In the Ethiopian pavilion, Tesfaye Urgessa, whose grand figurative paintings refer to both Orthodox iconography and 20th-century German Expressionism, will explore in a group of large-scale works “the fundamental challenges of integrating into a new society or country as a foreigner”, he says, with emphasis placed on the prejudices faced by “individuals of African or Asian descent or darker complexions”.

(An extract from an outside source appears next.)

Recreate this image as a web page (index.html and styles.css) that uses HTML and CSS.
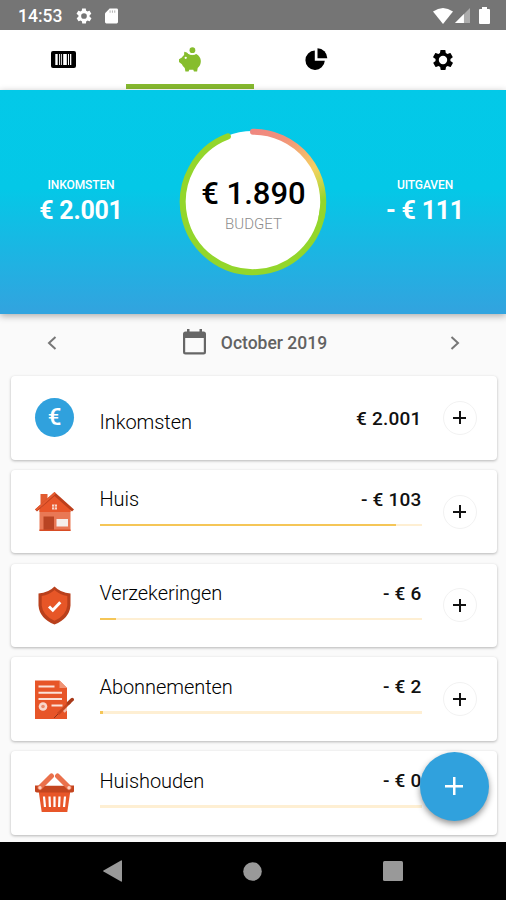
FILE: index.html
```html
<!DOCTYPE html>
<html lang="nl">
<head>
<meta charset="utf-8">
<title>Budget</title>
<link rel="stylesheet" href="styles.css">
</head>
<body>
<div class="app">
  <header class="status">
    <span class="clock">14:53</span>
    <svg class="st-gear" viewBox="0 0 24 24"><path fill-rule="evenodd" d="M19.4 13c0-.3.1-.6.1-1s0-.7-.1-1l2.1-1.6c.2-.2.3-.4.1-.7l-2-3.400c-.1-.3-.4-.3-.6-.3l-2.500 1c-.5-.4-1.100-.7-1.700-1l-.4-2.600c0-.3-.2-.4-.5-.4h-4c-.2 0-.5.2-.5.4l-.4 2.600c-.6.300-1.200.6-1.700 1l-2.500-1c-.2-.1-.5 0-.6.300l-2 3.400c-.1.200-.1.500.1.700L4.600 11c0 .3-.1.600-.1 1s0 .7.1 1l-2.100 1.600c-.2.200-.3.400-.1.700l2 3.400c.1.300.4.300.6.300l2.500-1c.5.400 1.100.7 1.700 1l.4 2.600c0 .3.200.4.500.4h4c.2 0 .5-.2.500-.4l.4-2.600c.6-.3 1.200-.6 1.700-1l2.500 1c.2.100.5 0 .6-.3l2-3.400c.1-.2.1-.5-.1-.7zM12 15.800a3.800 3.800 0 1 1 0-7.600 3.800 3.800 0 0 1 0 7.600z"/></svg>
    <svg class="st-card" viewBox="0 0 14 16"><path d="M5 0h7.500Q14 0 14 1.500v13q0 1.500-1.500 1.500h-11Q0 16 0 14.500V5z"/><path class="slots" d="M5.500 2v2.500M8 2v2.500M10.500 2v2.500"/></svg>
    <span class="spacer"></span>
    <svg class="st-wifi" viewBox="0 0 20 16"><path d="M0 3.500Q10-3.500 20 3.500L10 16z"/></svg>
    <svg class="st-signal" viewBox="0 0 16 16"><path opacity=".4" d="M16 0v16H0z"/><path d="M9.500 6.500V16H0z"/></svg>
    <svg class="st-battery" viewBox="0 0 11 17"><path d="M3 0h5v2h2q1 0 1 1v13q0 1-1 1H1q-1 0-1-1V3q0-1 1-1h2z"/></svg>
  </header>

  <nav class="tabs">
    <div class="tab"><svg width="25" height="17" viewBox="0 0 25 17"><rect width="25" height="17" rx="2"/><path fill="#fff" d="M4.300 3h2.400v11H4.300zM8 3h.9v11H8zM9.900 3h.9v11h-.9zM12.200 3h3.600v11h-3.600zM17 3h1v11h-1zM19 3h1.300v11H19z"/></svg></div>
    <div class="tab active"><svg width="23" height="25" viewBox="0 0 24 26" fill="#86bd2d"><circle cx="14" cy="3.300" r="3"/><path d="M5.500 5q3 .3 4.500 2.200 4 1.800 8 0 4.500 2.500 4.800 7.300 0 4.500-3.300 7.300l-.6 3.700h-3.300l-.7-1.800h-4.200L10 25.500H6.700L6 21.800q-2-1.300-3-3.800L0 15.500v-2.800L3 11q.8-1.500 2.300-2.600z"/><path d="M9.600 6.500Q14 9.300 18.400 6.300" fill="none" stroke="#fff" stroke-width="1"/><circle cx="7" cy="11.300" r="1.200" fill="#fff"/></svg></div>
    <div class="tab"><svg width="23" height="23" viewBox="0 0 23 23"><path d="M9.800 2.500v10.300h10A9.700 9.700 0 1 1 9.800 2.500z"/><path d="M12.500.3a10 10 0 0 1 9.800 9.900h-9.800z"/></svg></div>
    <div class="tab"><svg width="24" height="24" viewBox="0 0 24 24"><path fill-rule="evenodd" d="M19.400 13c0-.3.100-.6.100-1s0-.7-.1-1l2.100-1.600c.2-.2.300-.4.100-.7l-2-3.400c-.1-.3-.4-.3-.6-.3l-2.500 1c-.5-.4-1.100-.7-1.700-1l-.4-2.600c0-.3-.2-.4-.5-.4h-4c-.2 0-.5.200-.5.4l-.4 2.600c-.6.300-1.200.6-1.700 1l-2.500-1c-.2-.1-.5 0-.6.300l-2 3.400c-.1.200-.1.500.1.700L4.600 11c0 .3-.1.600-.1 1s0 .7.100 1l-2.100 1.600c-.2.200-.3.400-.1.700l2 3.400c.1.300.4.300.6.300l2.500-1c.5.400 1.100.7 1.700 1l.4 2.600c0 .3.200.4.500.4h4c.2 0 .5-.2.500-.4l.4-2.600c.6-.3 1.200-.6 1.700-1l2.500 1c.2.100.5 0 .6-.3l2-3.400c.1-.2.100-.5-.1-.7zM12 16.200a4.200 4.200 0 1 1 0-8.400 4.200 4.200 0 0 1 0 8.400z"/></svg></div>
  </nav>

  <section class="hero">
    <div class="stat"><span class="stat-label">INKOMSTEN</span><span class="stat-value">€ 2.001</span></div>
    <div class="ring">
      <svg class="ring-art" viewBox="0 0 148 148">
        <defs><linearGradient id="warm" gradientUnits="userSpaceOnUse" x1="74" y1="3" x2="118" y2="86"><stop offset="0" stop-color="#ef8780"/><stop offset=".25" stop-color="#f2947a"/><stop offset=".65" stop-color="#f5cf62"/><stop offset=".78" stop-color="#d9d44d"/><stop offset="1" stop-color="#93d62b"/></linearGradient></defs>
        <circle cx="74" cy="74" r="71" fill="#fff"/>
        <g fill="none" stroke-width="6" stroke-linecap="round">
          <path stroke="#93d62b" d="M143.900 80.100A70.200 70.200 0 1 1 48.900 8.400"/>
          <path stroke="url(#warm)" d="M74 3.800A70.200 70.200 0 0 1 142.500 89.500"/>
        </g>
      </svg>
      <div class="ring-text"><span class="ring-value">€ 1.890</span><span class="ring-label">BUDGET</span></div>
    </div>
    <div class="stat"><span class="stat-label">UITGAVEN</span><span class="stat-value">- € 111</span></div>
  </section>

  <main class="content">
    <div class="month">
      <svg class="chev" viewBox="0 0 10 14"><path d="M8.500 1 2 7l6.500 6"/></svg>
      <div class="month-name"><svg width="23" height="26" viewBox="0 0 23 26"><path fill="#666" fill-rule="evenodd" d="M4 0h2.500v2.500h10V0H19v2.500h1.500Q23 2.500 23 5v18q0 2.500-2.500 2.500h-18Q0 25.500 0 23V5q0-2.500 2.500-2.500H4zM2.200 9v14.300h18.600V9z"/></svg><span>October 2019</span></div>
      <svg class="chev" viewBox="0 0 10 14"><path d="m1.500 1 6.500 6-6.500 6"/></svg>
    </div>

    <div class="cards">
      <article class="card income">
        <div class="euro">€</div>
        <div class="body"><div class="line"><span class="name">Inkomsten</span><span class="amount">€ 2.001</span></div></div>
        <div class="add"></div>
      </article>

      <article class="card">
        <svg class="icon" viewBox="0 0 39 39"><path fill="#e15b30" d="M5.500 2h7v10h-7z"/><path fill="#e97855" d="M4.500 16h31v23h-31z"/><path fill="#e8562a" d="m19.500 2 16 15v3h-31v-3z"/><path fill="#bd3f1c" d="m19.500 0 19.500 17.500-2 2L19.500 4 2 19.500l-2-2z"/><path fill="#e65b30" d="m19.500 0 1.500 1.500L2 18.500l-2-1z"/><path fill="#b94423" d="M8.500 24.500H19V39H8.500z"/><path fill="#d74c24" d="M4.500 37.500h31V39h-31z"/><path fill="#f5efec" d="M21.500 27H33v7.500H21.500z"/><path fill="#f7d9ce" d="M17 12.500h5v5h-5z"/><path stroke="#e8562a" stroke-width=".7" d="M19.500 12.500v5M17 15h5"/></svg>
        <div class="body"><div class="line"><span class="name">Huis</span><span class="amount">- € 103</span></div><div class="bar"><div class="fill" style="width:92%"></div></div></div>
        <div class="add"></div>
      </article>

      <article class="card">
        <svg class="icon" viewBox="0 0 39 39"><path fill="#b9401c" d="M19.500.5q6 6.300 16 7v12q-1 13-16 19-15-6-16-19v-12q10-.7 16-7z"/><path fill="#e75627" d="M19.500 4q5.500 5 12.800 6v9.500q-1 10-12.800 15.300Q7.700 29.500 6.700 19.500V10q7.300-1 12.800-6z"/><path fill="none" stroke="#fff" stroke-width="3" d="m14 20.500 3.800 3.700 7.500-8"/></svg>
        <div class="body"><div class="line"><span class="name">Verzekeringen</span><span class="amount">- € 6</span></div><div class="bar"><div class="fill" style="width:5%"></div></div></div>
        <div class="add"></div>
      </article>

      <article class="card">
        <svg class="icon" viewBox="0 0 39 39"><path fill="#e75528" d="M0 .5h24.500L32 8v31H0z"/><path fill="#ef9476" d="M24.500.5 32 8h-7.500z"/><path stroke="#fbe1d7" stroke-width="2" d="M3.500 6.500h16M3.500 12.800H27M3.500 19H27M16.500 25.500h11"/><circle cx="8" cy="26.500" r="4.300" fill="#f9d8cc"/><circle cx="8" cy="26.500" r="1.800" fill="#ed8c6c"/><path stroke="#fff" stroke-width="5" d="m28 31 5-5" opacity=".6"/><path stroke="#c8451e" stroke-width="2.800" d="m23 34 12-12"/><path stroke="#a83a1a" stroke-width="3.500" stroke-linecap="round" d="m33.500 23 3.700-3.500"/><path stroke="#8f351d" d="m19 38 4-4"/></svg>
        <div class="body"><div class="line"><span class="name">Abonnementen</span><span class="amount">- € 2</span></div><div class="bar"><div class="fill" style="width:1%"></div></div></div>
        <div class="add"></div>
      </article>

      <article class="card">
        <svg class="icon" viewBox="0 0 39 39"><path fill="#e85629" d="M3.500 17h32L32.300 39H6.700z"/><path fill="#c4451f" d="M0 12.500h39v6q-1 1-2 1H2q-1 0-2-1z"/><path fill="#fff" d="M19.500 5 9 12.500h21z"/><path stroke="#ea704b" stroke-width="5" stroke-linecap="round" d="M5 14.500 16.500 3M34 14.500 22.500 3"/><path stroke="#fff" stroke-width="2.200" d="M9 23.500 10 34M14.500 23.500l.4 10.500M19.500 23.500V34M24.500 23.500l-.4 10.500M30 23.500 29 34"/><circle cx="5" cy="14.700" r="1.700" fill="#ffd1c0"/><circle cx="34" cy="14.700" r="1.700" fill="#ffd1c0"/></svg>
        <div class="body"><div class="line"><span class="name">Huishouden</span><span class="amount">- € 0</span></div><div class="bar"><div class="fill" style="width:0%"></div></div></div>
        <div class="add"></div>
      </article>
    </div>
    <div class="fab"></div>
  </main>

  <footer class="navbar">
    <svg width="19" height="22" viewBox="0 0 19 22"><path d="M18 .5q1-.5 1 .5v20q0 1-1 .5L.5 11.500q-.8-.5 0-1z"/></svg>
    <svg width="19" height="19" viewBox="0 0 19 19"><circle cx="9.500" cy="9.500" r="9.300"/></svg>
    <svg width="20" height="20" viewBox="0 0 20 20"><rect width="20" height="20" rx="1.500"/></svg>
  </footer>
</div>
</body>
</html>
```
FILE: styles.css
```css
* { box-sizing: border-box; }
body { margin: 0; font-family: Roboto, sans-serif; color: #111; }
svg { display: block; flex: none; }
.app { width: 506px; height: 900px; display: flex; flex-direction: column; background: #fafafa; overflow: hidden; }

.status { height: 30px; flex: none; background: #757575; display: flex; align-items: center; padding: 1px 16px 0 18px; fill: #fff; color: #fff; }
.clock { font-size: 17.500px; font-weight: 500; width: 57px; line-height: 28px; }
.st-gear { width: 18px; height: 18px; margin-right: 12px; }
.st-card { width: 13px; height: 16px; }
.slots { stroke: #aaa; stroke-width: 1; }
.spacer { flex: 1; }
.st-wifi { width: 20px; height: 16px; }
.st-signal { width: 15px; height: 15px; margin: 0 9px 0 2px; }
.st-battery { width: 11px; height: 17px; }

.tabs { height: 59.500px; flex: none; display: flex; background: #fff; }
.tab { flex: 1; display: flex; align-items: center; justify-content: center; }
.tab.active { border-bottom: 5px solid #86b92f; padding: 5px 0 0 1px; height: 59px; }

.hero { height: 224.500px; flex: none; display: flex; justify-content: space-between; align-items: center; background: linear-gradient(#03c9e8 0%, #04c8e7 44%, #31a4df 98%); box-shadow: 0 2px 7px rgba(0,0,0,.32); position: relative; }
.stat { width: 162px; display: flex; flex-direction: column; align-items: center; color: #fff; padding-top: 3px; }
.stat-label { font-size: 12px; line-height: 16px; font-weight: 500; letter-spacing: -.1px; }
.stat-value { font-size: 25px; line-height: 36px; font-weight: 700; letter-spacing: -.25px; }
.ring { width: 148px; height: 148px; display: grid; }
.ring-art, .ring-text { grid-area: 1 / 1; width: 148px; height: 148px; }
.ring-text { display: flex; flex-direction: column; align-items: center; padding: 48px 0 0 1px; z-index: 1; }
.ring-value { font-size: 31px; line-height: 36px; font-weight: 500; color: #000; }
.ring-label { font-size: 15px; line-height: 24px; color: #8c8c8c; font-weight: 300; }

.content { flex: 1; min-height: 0; position: relative; }
.month { height: 62px; display: flex; align-items: center; justify-content: space-between; padding: 0 46px 5px 47px; }
.chev { width: 10px; height: 14px; fill: none; stroke: #777; stroke-width: 2; }
.month-name { display: flex; align-items: center; gap: 15px; padding-left: 3px; font-size: 17.500px; font-weight: 500; color: #626262; }
.month-name svg { margin-top: -2px; }
.cards { display: flex; flex-direction: column; gap: 10.250px; padding: 0 9.500px 0 10.500px; }
.card { height: 83.500px; background: #fff; border-radius: 4px; box-shadow: 0 1px 3px rgba(0,0,0,.28); display: flex; align-items: center; padding: 0 20px 0 24.500px; }
.icon, .euro { width: 39px; height: 39px; flex: none; margin-right: 25.500px; }
.euro { border-radius: 50%; background: #30a1dd; color: #fff; font-size: 24px; font-weight: 500; line-height: 39px; text-align: center; }
.body { flex: 1; align-self: stretch; padding-top: 17.500px; }
.line { display: flex; justify-content: space-between; align-items: center; height: 24px; }
.name { font-size: 20px; font-weight: 300; letter-spacing: -.06px; color: #000; }
.amount { font-size: 19px; font-weight: 500; letter-spacing: .2px; color: #111; }
.income .body { padding-top: 30px; }
.income .name { padding-top: 7px; }
.bar { height: 2.500px; margin-top: 12.500px; background: #feefd3; }
.fill { height: 100%; background: #f5c657; }
.add { width: 34px; height: 34px; flex: none; margin-left: 21px; border: 1px solid #f2f2f2; border-radius: 50%; background: linear-gradient(#111, #111) center / 13px 2px no-repeat, linear-gradient(#111, #111) center / 2px 13px no-repeat; }
.fab { position: absolute; right: 17.500px; top: 437.500px; width: 69px; height: 69px; border-radius: 50%; background: linear-gradient(#fff, #fff) center / 18px 2.500px no-repeat, linear-gradient(#fff, #fff) center / 2.500px 18px no-repeat, #30a1dd; box-shadow: 0 3px 6px rgba(0,0,0,.42); }
.navbar { height: 58px; flex: none; display: flex; align-items: center; justify-content: space-between; padding: 0 103px; background: #000; fill: #999; }
```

Figures will be shown in “undefined situations”, making viewers feel as if “they’ve stumbled into a strange realm where they are under the gaze of others”. The exhibition will be curated by the author and broadcaster Lemn Sissay, who singles out the artist’s ability to suggest aspects of a body that are not physically visible in a painting. He says that Urgessa is at “the crest” of a “wave” in contemporary Ethiopian art that is also coursing through music, literature and photography.
Meanwhile, the Franco-Senegalese painter Alioune Diagne has been selected to represent Senegal for its first participation at the Biennale. The figures in Diagne’s colourful paintings are made up of small marks reminiscent of calligraphy and often depict contemporary and historic scenes from the everyday lives of Senegalese people. In the past, Diagne has used old postcards as source material, noting in an online interview that in “Senegal, history was [mostly] done in an oral fashion… We don’t have a lot of images—so I said to myself, I wanted to try to do this collection [of paintings] about the memory of Senegal”.
The first pavilion for the east African country of Tanzania will feature the artists Happy Robert, Naby, Haji Chilonga and Luke Mwaskisopile. They will take over the Factory of Seeing, an exhibition space and archive on the Calle del Forno.